Measures cover prostitution, auto licensing and hemp
HELENA - The cost of licensing autos is going up, pimps face tougher punishment for peddling prostitutes and farmers could add hemp to their harvest as a result of new bills signed into law by Gov. Judy Martz.
Vehicle licenses will be more expensive because of a 50-cent increase in the fee used to pay for a state program that disposes of junk vehicles. The bill, which takes effect Jan. 1, 2002, applies to every new, renewed and transferred auto title registration.
The bill also doubles the $50 annual licensing fee for auto wrecking yards, with the additional money also being used to dispose of junked and abandoned vehicles.
Nearly 854,000 cars and light trucks, 214,000 title transactions and 188 wrecking yards will be subjected to the increase, which is expected to raise about $543,500 a year. Some of the money must be used to pay private tow truck operators for removing vehicles abandoned along roadways.
Supporters of the bill said the increase is needed to keep the junk vehicle program in the black. The price for scrap steel has declined so much that revenue from the junked vehicles has dropped 63 percent in the past two years.
The prostitution bill targets those who encourage women to become prostitutes, find customers for prostitutes and live even partly off the earnings of a prostitute.
The measure, which takes effect Oct. 1, changes the crime of promotion of prostitution from a misdemeanor to a felony, toughening the maximum penalty from $500 and six months in jail to $50,000 and 20 years in prison.

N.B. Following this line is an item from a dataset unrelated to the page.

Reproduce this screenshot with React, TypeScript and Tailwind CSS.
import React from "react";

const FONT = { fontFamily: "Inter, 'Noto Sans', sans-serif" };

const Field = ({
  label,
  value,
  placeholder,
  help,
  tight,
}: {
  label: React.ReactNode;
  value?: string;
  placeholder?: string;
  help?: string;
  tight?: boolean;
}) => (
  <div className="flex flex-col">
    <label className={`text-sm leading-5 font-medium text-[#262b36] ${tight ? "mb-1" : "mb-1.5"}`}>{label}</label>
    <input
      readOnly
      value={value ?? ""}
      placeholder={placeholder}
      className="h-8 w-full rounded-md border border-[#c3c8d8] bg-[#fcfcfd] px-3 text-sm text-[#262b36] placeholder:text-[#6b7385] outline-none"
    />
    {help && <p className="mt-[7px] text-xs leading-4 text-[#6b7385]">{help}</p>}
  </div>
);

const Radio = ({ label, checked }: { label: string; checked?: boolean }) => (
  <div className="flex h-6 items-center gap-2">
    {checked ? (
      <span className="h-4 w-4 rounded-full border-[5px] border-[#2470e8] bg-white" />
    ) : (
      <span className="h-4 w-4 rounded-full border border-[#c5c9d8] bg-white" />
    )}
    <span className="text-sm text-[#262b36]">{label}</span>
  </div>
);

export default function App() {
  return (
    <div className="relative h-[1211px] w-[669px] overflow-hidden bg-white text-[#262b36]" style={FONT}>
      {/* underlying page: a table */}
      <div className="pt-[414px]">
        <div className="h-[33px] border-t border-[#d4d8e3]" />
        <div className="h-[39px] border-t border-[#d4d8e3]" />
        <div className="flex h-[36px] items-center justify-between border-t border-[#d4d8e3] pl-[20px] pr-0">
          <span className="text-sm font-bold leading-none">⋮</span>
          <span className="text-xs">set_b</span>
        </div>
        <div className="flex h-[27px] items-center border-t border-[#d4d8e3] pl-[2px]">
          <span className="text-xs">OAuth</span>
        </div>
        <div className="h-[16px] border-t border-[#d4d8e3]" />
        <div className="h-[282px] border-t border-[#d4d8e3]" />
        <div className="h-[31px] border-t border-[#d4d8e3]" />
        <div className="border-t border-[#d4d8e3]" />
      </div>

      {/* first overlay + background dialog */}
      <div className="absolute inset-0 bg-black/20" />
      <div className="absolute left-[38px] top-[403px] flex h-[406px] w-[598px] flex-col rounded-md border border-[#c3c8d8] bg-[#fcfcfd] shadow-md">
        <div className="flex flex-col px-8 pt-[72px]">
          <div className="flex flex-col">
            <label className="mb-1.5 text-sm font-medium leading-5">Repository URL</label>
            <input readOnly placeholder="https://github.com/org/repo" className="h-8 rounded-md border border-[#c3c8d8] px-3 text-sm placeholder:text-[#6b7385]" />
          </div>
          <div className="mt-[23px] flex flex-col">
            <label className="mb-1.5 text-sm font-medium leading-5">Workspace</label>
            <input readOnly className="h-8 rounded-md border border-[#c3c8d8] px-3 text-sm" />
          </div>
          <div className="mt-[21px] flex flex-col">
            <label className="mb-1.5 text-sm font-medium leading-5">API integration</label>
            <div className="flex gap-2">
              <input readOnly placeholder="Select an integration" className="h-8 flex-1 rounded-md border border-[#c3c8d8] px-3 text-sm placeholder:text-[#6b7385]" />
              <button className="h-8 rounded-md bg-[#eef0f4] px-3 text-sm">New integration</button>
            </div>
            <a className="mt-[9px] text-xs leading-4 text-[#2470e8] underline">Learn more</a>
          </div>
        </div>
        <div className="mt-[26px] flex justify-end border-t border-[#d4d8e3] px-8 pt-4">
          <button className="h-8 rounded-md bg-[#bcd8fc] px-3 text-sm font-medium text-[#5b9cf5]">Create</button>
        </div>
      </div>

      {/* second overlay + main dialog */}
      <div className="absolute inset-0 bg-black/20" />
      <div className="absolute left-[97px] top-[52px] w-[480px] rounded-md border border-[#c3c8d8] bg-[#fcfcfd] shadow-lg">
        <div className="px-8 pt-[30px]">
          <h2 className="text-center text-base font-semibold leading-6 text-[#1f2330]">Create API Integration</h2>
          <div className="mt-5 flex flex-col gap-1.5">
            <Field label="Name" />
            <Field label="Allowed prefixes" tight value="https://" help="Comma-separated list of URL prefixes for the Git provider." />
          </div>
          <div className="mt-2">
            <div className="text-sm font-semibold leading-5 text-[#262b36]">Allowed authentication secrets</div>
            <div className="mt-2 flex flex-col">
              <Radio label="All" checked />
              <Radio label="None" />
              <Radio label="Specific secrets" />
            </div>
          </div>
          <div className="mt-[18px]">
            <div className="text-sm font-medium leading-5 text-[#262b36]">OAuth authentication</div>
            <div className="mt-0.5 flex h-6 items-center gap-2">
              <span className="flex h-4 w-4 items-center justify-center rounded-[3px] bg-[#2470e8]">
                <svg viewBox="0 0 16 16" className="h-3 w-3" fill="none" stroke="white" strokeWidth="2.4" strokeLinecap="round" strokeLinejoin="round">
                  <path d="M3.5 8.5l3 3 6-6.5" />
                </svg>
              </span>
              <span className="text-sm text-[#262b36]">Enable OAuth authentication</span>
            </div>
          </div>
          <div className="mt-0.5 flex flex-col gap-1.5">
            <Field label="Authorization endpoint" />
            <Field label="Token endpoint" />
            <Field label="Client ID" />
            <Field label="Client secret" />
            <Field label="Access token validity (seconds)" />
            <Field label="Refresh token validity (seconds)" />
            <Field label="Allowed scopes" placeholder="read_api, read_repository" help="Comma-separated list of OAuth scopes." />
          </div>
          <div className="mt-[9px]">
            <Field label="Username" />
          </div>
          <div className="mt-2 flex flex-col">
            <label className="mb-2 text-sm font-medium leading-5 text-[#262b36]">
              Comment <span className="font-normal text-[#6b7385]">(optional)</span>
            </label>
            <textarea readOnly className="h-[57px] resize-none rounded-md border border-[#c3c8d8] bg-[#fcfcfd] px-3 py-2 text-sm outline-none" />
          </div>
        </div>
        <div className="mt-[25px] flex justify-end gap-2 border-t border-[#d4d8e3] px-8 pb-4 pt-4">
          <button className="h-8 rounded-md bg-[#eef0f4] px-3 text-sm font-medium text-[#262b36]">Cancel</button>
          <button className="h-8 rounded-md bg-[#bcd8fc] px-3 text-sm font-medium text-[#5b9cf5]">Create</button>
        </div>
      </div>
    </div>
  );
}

The bill also increases the punishment from 20 years to 100 years in prison for aggravated promotion of prostitution, such as involving a child in the business. It also allows a life sentence for a person who commits the crime against a child under 16.
Advocates of the harsher penalties said they are necessary to discourage those who would try to entice Montana girls into lives of slavery as part of interstate prostitution rings.

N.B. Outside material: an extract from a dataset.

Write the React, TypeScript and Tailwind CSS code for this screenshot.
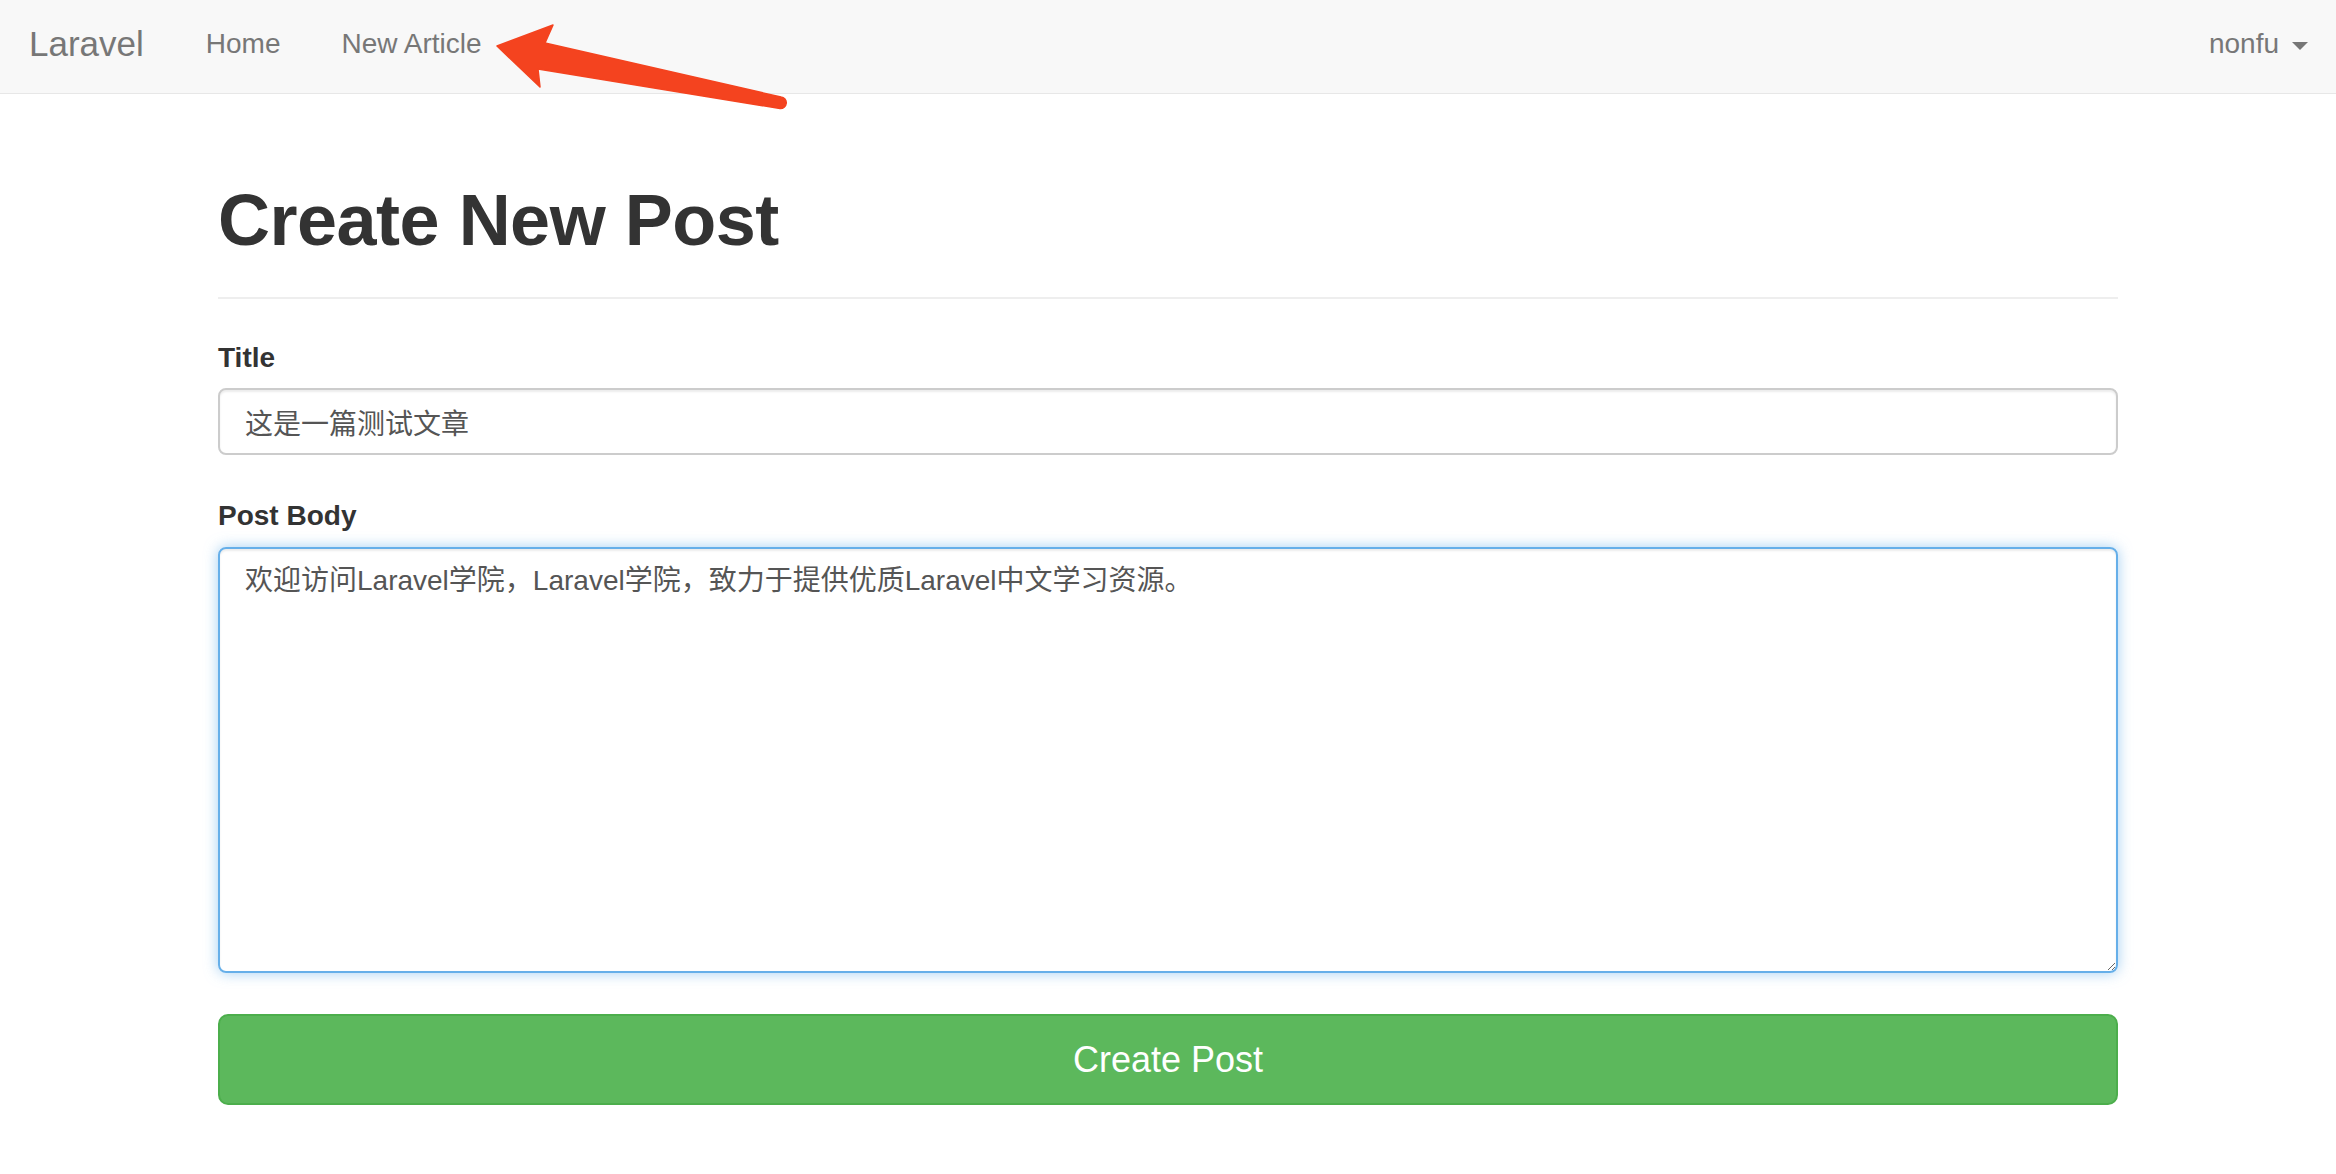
import React from "react";

const sans = '"Liberation Sans", "Noto Sans CJK SC", Arial, sans-serif';

function Caret() {
  return (
    <span className="inline-block w-0 h-0 border-t-[8px] border-t-[#777] border-x-[8px] border-x-transparent mt-[3px]" />
  );
}

function Navbar() {
  return (
    <nav className="h-[94px] bg-[#f8f8f8] border-b border-[#e7e7e7] flex items-start pt-[24px] justify-between">
      <div className="flex items-start">
        <a className="pl-[29px] text-[35px] leading-[40px] text-[#777]">Laravel</a>
        <ul className="flex ml-[62px] gap-[61px] text-[28px] leading-[40px] text-[#777]">
          <li>Home</li>
          <li>New Article</li>
        </ul>
      </div>
      <div className="flex items-center gap-[13px] pr-[28px] text-[28px] leading-[40px] text-[#777]">
        <span>nonfu</span>
        <Caret />
      </div>
    </nav>
  );
}

// Hand-drawn annotation arrow pointing at the "New Article" link
function Arrow() {
  return (
    <svg
      className="absolute left-0 top-0 pointer-events-none"
      width="2336"
      height="130"
      viewBox="0 0 2336 130"
    >
      <path
        d="M497 46 L553 25 L545 43 L781 97 A5.6 5.6 0 0 1 780 108.5 L538 69 L540 87 Z"
        fill="#f4431f"
        stroke="#f4431f"
        strokeWidth="1.5"
        strokeLinejoin="round"
      />
    </svg>
  );
}

export default function App() {
  return (
    <div className="relative min-h-[1174px] bg-white" style={{ fontFamily: sans }}>
      <Navbar />
      <Arrow />
      <main className="w-[1900px] mx-auto">
        <h1 className="mt-[90px] text-[72px] leading-[72px] font-bold tracking-[-0.5px] text-[#333]">
          Create New Post
        </h1>
        <div className="mt-[41px] h-[2px] bg-[#eeeeee]" />
        <form className="flex flex-col" onSubmit={(e) => e.preventDefault()}>
          <label className="mt-[39px] text-[28px] leading-[40px] font-bold text-[#333]">Title</label>
          <input
            className="mt-[10px] h-[67px] w-full rounded-[8px] border-2 border-[#cccccc] px-[25px] text-[28px] text-[#555] outline-none shadow-[inset_0_2px_2px_rgba(0,0,0,0.075)]"
            style={{ fontFamily: sans }}
            defaultValue="这是一篇测试文章"
          />
          <label className="mt-[41px] text-[28px] leading-[40px] font-bold text-[#333]">Post Body</label>
          <textarea
            className="mt-[11px] h-[426px] w-full resize-y rounded-[8px] border-2 border-[#66afe9] px-[25px] pt-[12px] text-[28px] leading-[40px] text-[#555] outline-none shadow-[inset_0_2px_2px_rgba(0,0,0,0.075),0_0_14px_rgba(102,175,233,0.6)]"
            style={{ fontFamily: sans }}
            defaultValue="欢迎访问Laravel学院，Laravel学院，致力于提供优质Laravel中文学习资源。"
          />
          <button
            type="submit"
            className="mt-[41px] h-[91px] w-full rounded-[10px] border-2 border-[#4cae4c] bg-[#5cb85c] text-[36px] text-white"
            style={{ fontFamily: sans }}
          >
            Create Post
          </button>
        </form>
      </main>
    </div>
  );
}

Montana farmers could have a new alternative crop for their fields, under a new law legalizing the growing of industrial hemp.
But the legislation has a catch: It doesn't take effect unless the federal government changes the law prohibiting hemp production or gives Montana an exemption from the ban.
Industrial hemp, the non-hallucinogenic cousin of marijuana, can be used to make clothing, food and even a type of plastic.
The bill would require all prospective hemp farmers to apply for a license, submit to federal and state background checks and certify that their seeds are low in the chemical in marijuana that produces a high.
While supporters praised the bill as providing a valuable option for farmers struggling to make ends meet, critics said marijuana growers will use fields of hemp to hide their illicit plants.
Another freshly signed measure repeals a 1999 law requiring Social Security numbers be obtained from anyone wanting a hunting or fishing license, but only if the federal government exempts the state from imposing such a mandate.
The law was passed under threat that the state would lose more than $100 million in federal funds that run the state program for collecting delinquent child support payments. Getting Social Security numbers from hunters and anglers is seen as a means of tracking down those owing money to their former spouses.
Other bills signed by Martz:
Provide a short-term source of money to schools by allowing the school trust to borrow up to $75 million from the state's coal trust to buy mineral rights on state lands and give net royalties to schools.
Mandate six months of treatment for those convicted a fourth or subsequent time of drunken driving.
Allow nursing homes to donate prescription drugs from current or former residents to poor and uninsured people.
Require the state Transportation Department to begin planning for expanding U.S. 2 across northern Montana into a four-lane highway.
Immediately ban smoking in all state-owned buildings, and mandate all buildings leased and occupied only by state government be smoke-free by July 1.
Toughen punishment for people feeding wild game animals, wasting game or allowing dogs to chase game animals.
Prohibit some sex offenders from living near schools, preschools, day-care centers and public parks.
Reduce from 15 percent to 5 percent the tax on coal sold to certain power plants built during the six years beginning Jan. 1, 2002.